Three highly controversial proposals have been dropped from consideration, but state securities regulators still worry about several remaining proposals, including one that would prohibit states from pursuing securities law violators if federal or other regulators have taken previous action against them.
Senate Banking, Housing and Urban Affairs Committee Chairman Phil Gramm, R-Texas, sought industry input in drafting the Securities Markets Enhancement Act of 1999. The SIA, in May, submitted its recommendations.
One of the SIA's recommendations would do away with duplicate fines where "multiple regulators bring duplicative cases based on the same underlying conduct merely to extract a financial payment unrelated to investor protection."
The North American Securities Administrators' Association (NASAA) counters that this proposal pre-empts state authority to punish offenders and is similar to a punitive damage cap.

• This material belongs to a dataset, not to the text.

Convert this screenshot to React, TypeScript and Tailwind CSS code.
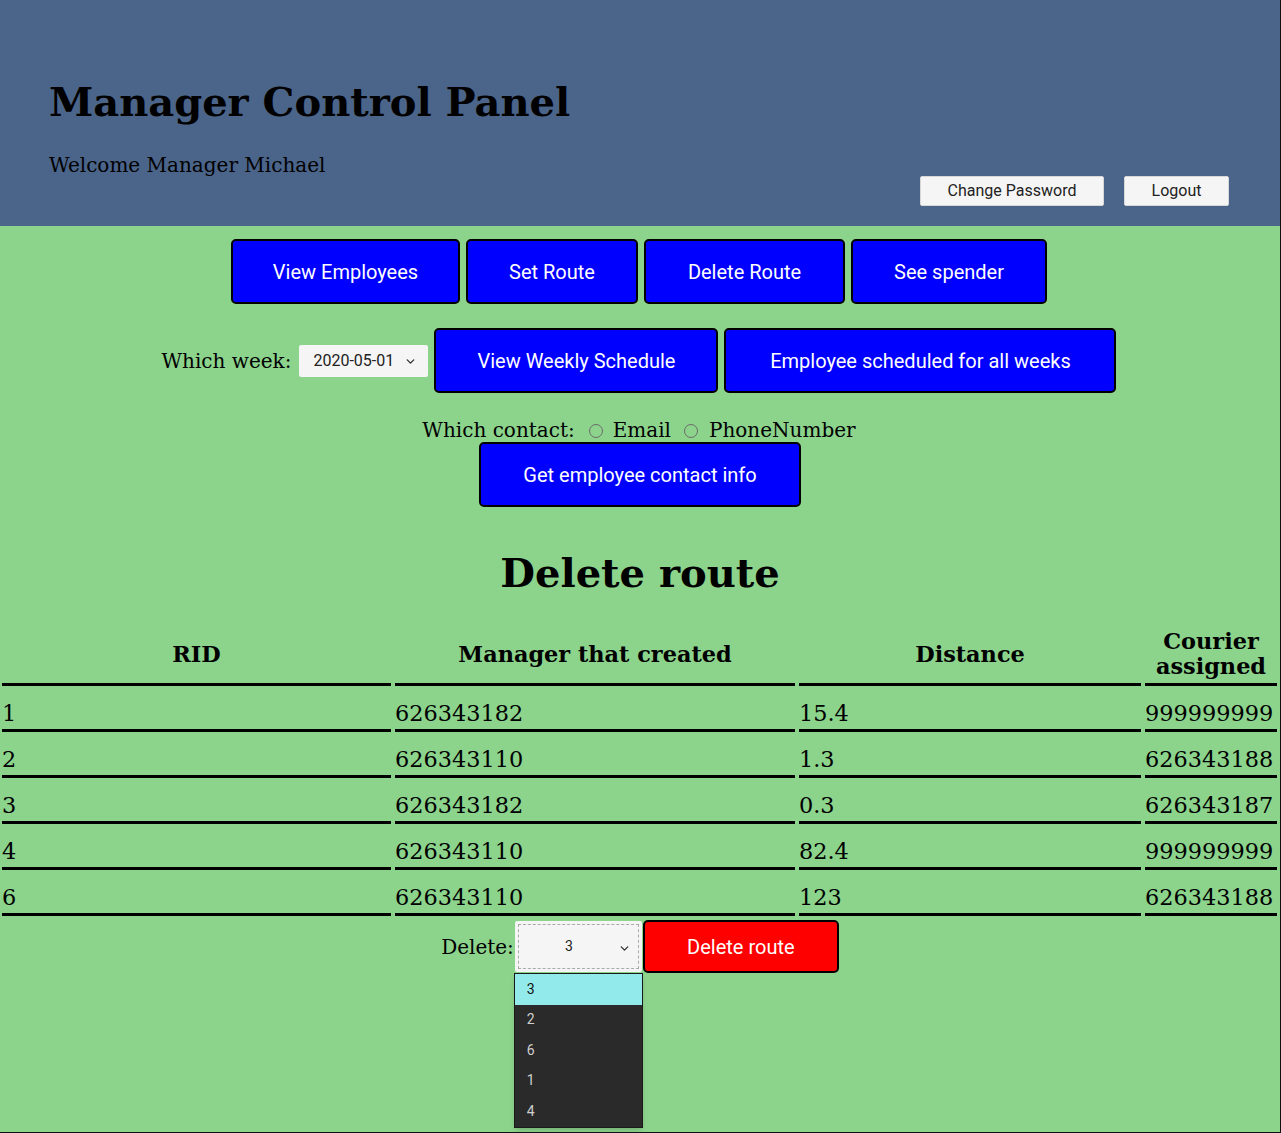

In late July, Gramm and members of the securities subcommittee dropped three controversial SIA proposals from consideration. They were: a recommendation to eliminate individual state licensing of brokers, except if the broker had a place of business located in the state; a plan to designate a single self-regulatory organization to examine firms; and a recommendation to prohibit states from establishing broker or dealer registration requirements that differ from, or are in addition to, those of the SEC.
Gramm says the provisions would have doomed the bill. "It has been our goal from the beginning to produce legislation that enjoys wide support," he said in a press statement.
Still, state securities regulators are suspicious about remaining recommendations. Another SIA proposal would eliminate state filing of disciplinary information "as long as complete disciplinary and other disclosure records are readily available to the state ... through a national securities association registered with the Securities and Exchange Commission," the SIA proposal states.
The SIA claims that this would allow for the correction of erroneous information.
State regulators, however, view the proposal as an end-run around state open-records laws. "This could be quite controversial," says NASAA's Marc Beauchamp. "The SIA is essentially saying to states: 'Let the NASD run the CRD. Stay out of it--it's not your record.'" The NASD provides only an abbreviated edited version of the CRD, he says. "States wonder what governs the NASD's editing process."
State regulators are finding some support. "We do not think state securities law should be pre-empted," says Wayne Howell, chief of staff to Sen. Max Cleland, D-Ga., a former state securities regulator. "State securities regulation serves a formidable investor protection purpose in each state."
At press time, the Senate Banking Committee planned to have hearings in Washington, D.C., on the bill as early as September.